La commission est composée de 17 députés, représentatifs de la répartition des formations politiques au Parlement fédéral. Le groupe est présidé par l’ancien ministre de l’Intérieur belge Patrick Dewael. Les membres de la commission se réuniront tous les lundis après-midi et les mercredis toute la journée, au Parlement. Certaines séances auront lieu à huis clos pour protéger l’enquête judiciaire, avec laquelle la commission devra veiller à ne pas interférer.

"Ces députés seront aussi accompagnés par quatre experts, pour les aiguiller dans leur enquête", explique Antoine Clevers, journaliste politique pour la Libre Belgique, contacté par Europe 1. "Mais il y a une polémique autour de la désignation de deux de ces experts", ajoute-t-il.
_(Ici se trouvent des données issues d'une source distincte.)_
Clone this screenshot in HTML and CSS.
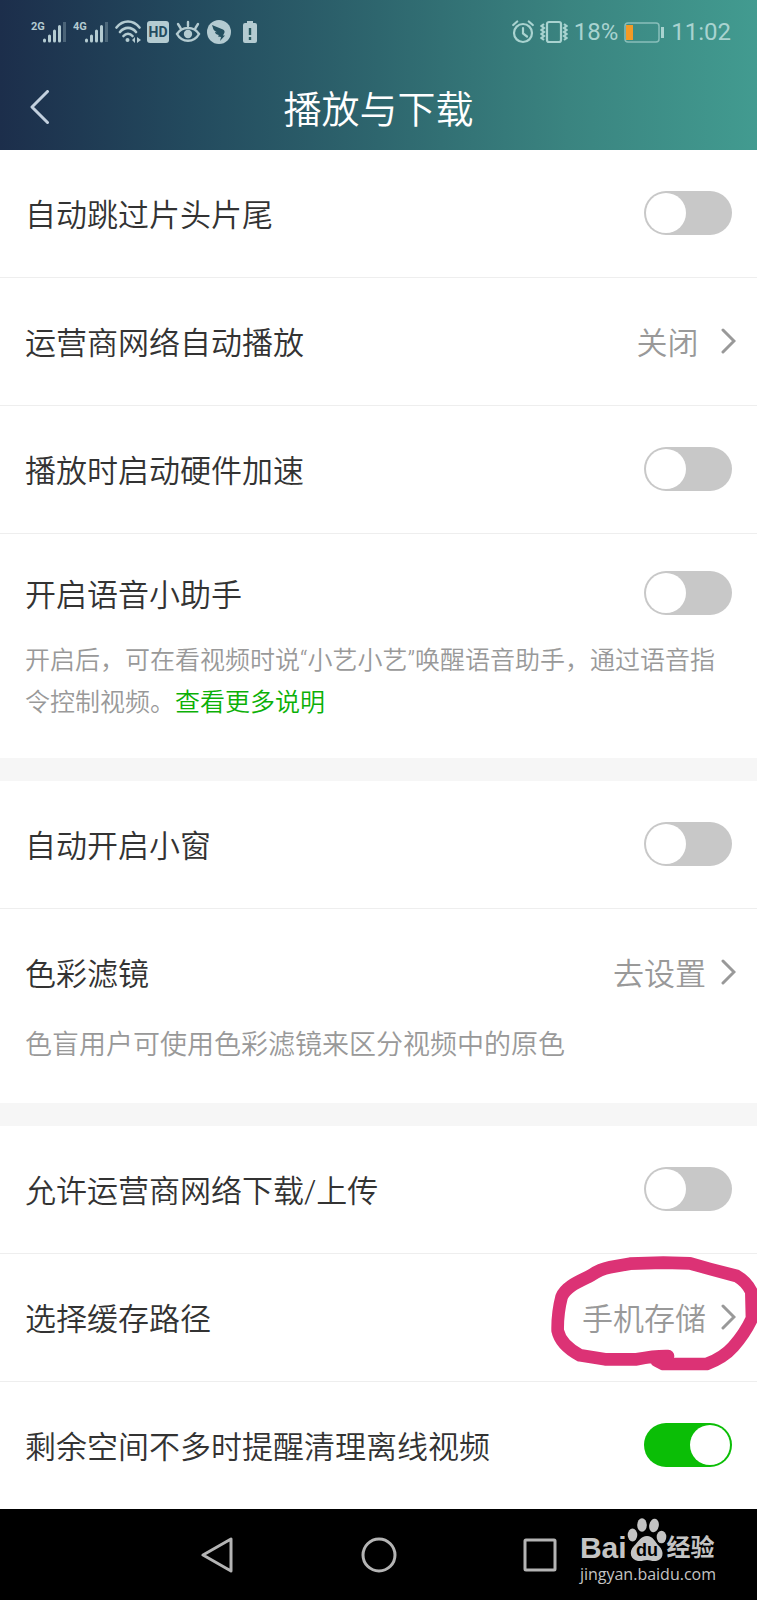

En effet, les deux hommes ont travaillé sur la note de sécurité globale que le gouvernement devrait présenter d’ici l’été. Certains parlementaires se sont donc interrogés sur l’impartialité de ces experts dans l’accompagnement des travaux de la commission. De plus, l’un d’eux a travaillé sur la réforme de la police, actuellement appliquée. "Cela va donc revenir, pour lui, à critiquer son propre travail", résume Antoine Clevers.

Finalement, les députés ne voulant pas bloquer le lancement de la commission, ont obtenu de pouvoir demander une contre-expertise, à n’importe quel moment au cours de l’enquête, en cas de doute. Une manière de contrebalancer les pouvoirs très étendus de ces 17 parlementaires qui pourront convoquer qui ils souhaitent ; mais aussi avoir accès à des documents classifiés.  

  • Qu’en attendent les Belges ?

Pour le journaliste Antoine Clevers, les Belges veulent comprendre ce qui s’est passé et pourquoi cela s’est passé. Il existe une attente sur l’annonce de mesures concernant les dysfonctionnements des services de police.

Après l’affaire Dutroux, par exemple, la commission d’enquête parlementaire avait construit les fondations de la nouvelle architecture de la police actuelle. Les travaux des parlementaires avaient donc permis de tout remettre à plat. "Cela avait fait naître un nouvel organigramme tout à fait salutaire à l’époque", souligne le journaliste de La Libre Belgique.

La commission "attentats" débouchera donc peut-être, elle aussi, sur une nouvelle architecture pour les services de renseignements.

  • Quels sont les écueils possibles ?

C’est sur le plan politique que les choses risquent de se corser. Pour La Libre Belgique, la sérénité de l’enquête pourrait être perturbée par les enjeux politiques actuels dans le pays. "Il est à craindre que la commission se transforme en arène : les partis de l’opposition disposent désormais d’un nouvel espace - la commission - d’où ils pourront tenter de déstabiliser le gouvernement Michel", peut-on lire mardi dans le quotidien.

Les parlementaires vont pouvoir remonter assez loin dans le temps, notamment sur le sujet de la radicalisation. "Mais ce sont des éléments difficilement palpables", estime Antoine Clevers, qui craint que ce volet de l’enquête ne vire au règlement de comptes. "On sent une volonté politique de mouiller les uns et les autres qui auraient intentionnellement fermé les yeux". Potentiellement, tous les partis belges pourraient être éclaboussés.